The iPhone 18 Pro Max is set to become the most expensive handset in Apple’s history, with production costs surging by nearly $300 per unit. Driven by the transition to 2nm semiconductor nodes and persistent global memory shortages, this hardware price hike signals a fundamental shift in premium smartphone economics.
The Silicon Tax: 2nm Lithography and Yield Realities
The core of this cost explosion lies in the transition to 2nm process technology. While the industry has long anticipated the move toward smaller transistors, the physical limits of current lithography equipment have created a brutal bottleneck. Apple’s reliance on cutting-edge nodes—likely produced via TSMC’s N2 process—is not just a performance play; it is an exercise in extreme, high-stakes manufacturing.

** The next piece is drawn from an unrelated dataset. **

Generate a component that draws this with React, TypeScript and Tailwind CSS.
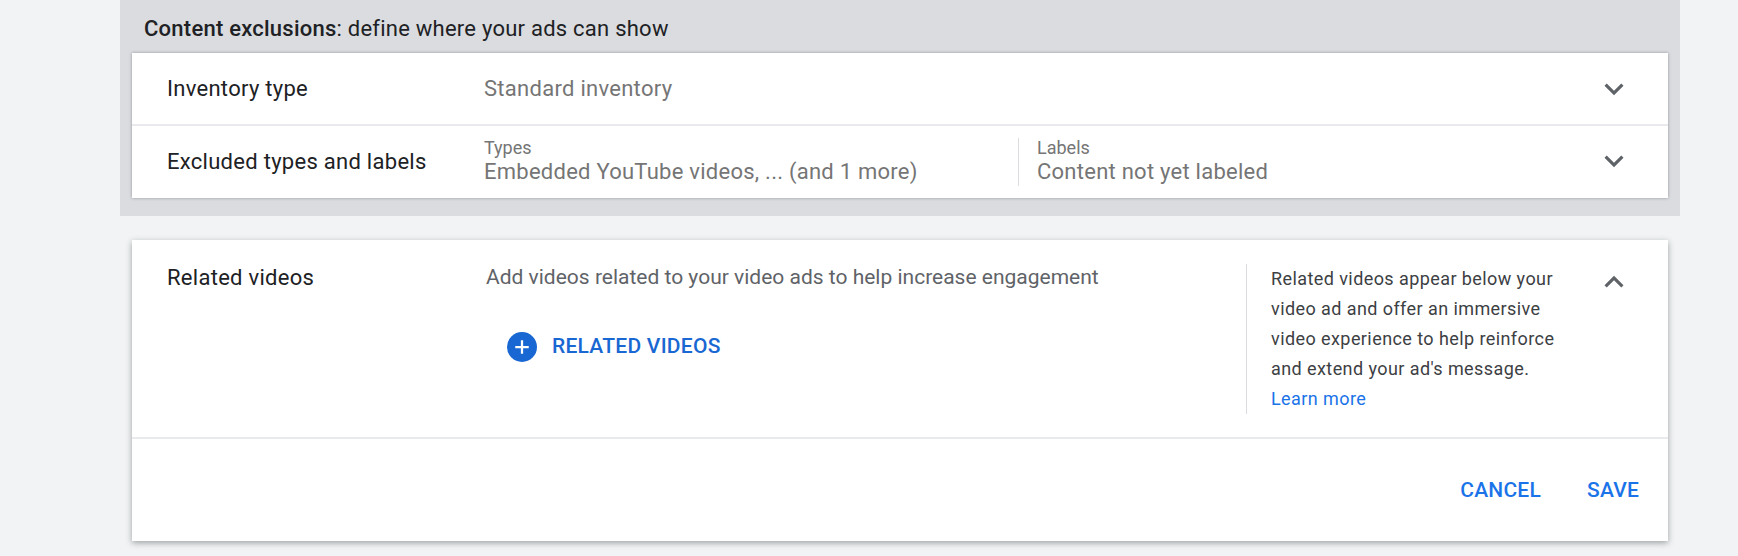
import React from 'react';

const Chevron: React.FC<{ up?: boolean }> = ({ up }) => (
  <svg width="38" height="38" viewBox="0 0 24 24" className="flex-none fill-[#5f6368]">
    {up ? (
      <path d="M7.41 15.41 12 10.83l4.59 4.58L18 14l-6-6-6 6z" />
    ) : (
      <path d="M7.41 8.59 12 13.17l4.59-4.58L18 10l-6 6-6-6z" />
    )}
  </svg>
);

const App: React.FC = () => {
  return (
    <div className="h-[556px] w-[1738px] overflow-hidden bg-[#f1f3f4] pl-[120px] font-['Roboto',sans-serif]">
      {/* Content exclusions */}
      <div className="h-[216px] w-[1560px] bg-[#dadce0] px-3">
        <div className="flex h-[53px] items-center pl-3 pt-[4px] text-[22px] tracking-[0.24px] text-[#202124]">
          <span className="font-medium">Content exclusions</span>: define where your ads can show
        </div>
        <div className="w-[1536px] bg-white shadow-[0_0_3px_rgba(60,64,67,0.45)]">
          <div className="flex h-[73px] items-center border-b-2 border-[#e8eaed] pl-[35px] pr-[35px]">
            <div className="w-[317px] text-[22px] tracking-[0.28px] text-[#202124]">Inventory type</div>
            <div className="flex-1 text-[22px] tracking-[0.28px] text-[#757575]">Standard inventory</div>
            <Chevron />
          </div>
          <div className="flex h-[72px] items-center pl-[35px] pr-[35px]">
            <div className="w-[317px] pb-[2px] text-[22px] tracking-[0.28px] text-[#202124]">Excluded types and labels</div>
            <div className="h-[48px] w-[535px] border-r border-[#dadce0] text-[#757575]">
              <div className="text-[18px] leading-[20px]">Types</div>
              <div className="text-[22px] leading-[28px] tracking-[0.25px]">Embedded YouTube videos, ... (and 1 more)</div>
            </div>
            <div className="h-[48px] flex-1 pl-[18px] text-[#757575]">
              <div className="text-[18px] leading-[20px]">Labels</div>
              <div className="text-[22px] leading-[28px] tracking-[0.25px]">Content not yet labeled</div>
            </div>
            <div className="pb-[2px]">
              <Chevron />
            </div>
          </div>
        </div>
      </div>

      {/* Related videos */}
      <div className="ml-3 mt-6 h-[301px] w-[1536px] bg-white shadow-[0_2px_6px_rgba(60,64,67,0.45)]">
        <div className="flex h-[199px] border-b-2 border-[#e8eaed] pl-[35px] pr-[35px] pt-6">
          <div className="w-[319px] text-[22px] leading-[28px] tracking-[0.28px] text-[#202124]">Related videos</div>
          <div className="w-[760px]">
            <div className="text-[21px] leading-[26px] text-[#5f6368]">
              Add videos related to your video ads to help increase engagement
            </div>
            <div className="mt-[41px] flex items-center pl-[21px]">
              <div className="flex h-[30px] w-[30px] items-center justify-center rounded-full bg-[#1967d2]">
                <svg width="18" height="18" viewBox="0 0 16 16" className="fill-white">
                  <path d="M7 2h2v5h5v2H9v5H7V9H2V7h5z" />
                </svg>
              </div>
              <span className="ml-[15px] text-[21px] font-medium tracking-[0.25px] text-[#1967d2]">RELATED VIDEOS</span>
            </div>
          </div>
          <div className="h-[150px] w-[320px] whitespace-nowrap border-l border-[#dadce0] pl-6 text-[18px] leading-[30px] tracking-[0.42px] text-[#3c4043]">
            Related videos appear below your
            <br />
            video ad and offer an immersive
            <br />
            video experience to help reinforce
            <br />
            and extend your ad's message.
            <br />
            <span className="text-[#1a73e8]">Learn more</span>
          </div>
          <div className="ml-auto -mt-[1px]">
            <Chevron up />
          </div>
        </div>
        <div className="flex h-[102px] items-center justify-end gap-[46px] pr-[29px] pt-[2px] text-[21px] font-medium tracking-[0.2px] text-[#1a73e8]">
          <span>CANCEL</span>
          <span>SAVE</span>
        </div>
      </div>
    </div>
  );
};

export default App;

Shrinking transistors to the 2nm scale requires extreme ultraviolet (EUV) lithography machines that are not only limited in supply but also astronomical in price. Every wafer that fails during production represents a massive loss in capital. When we talk about a $300 increase, we aren’t just looking at the cost of the silicon itself. We are looking at the amortized cost of R&D, the specialized packaging required for high-density logic, and the reality of lower initial yield rates compared to the 3nm predecessors.
As noted in the latest Counterpoint Research analysis, the component bill of materials (BoM) for the iPhone 18 Pro Max has reached an unprecedented threshold. This isn’t just about Moore’s Law slowing down; it’s about the economic wall it’s currently hitting.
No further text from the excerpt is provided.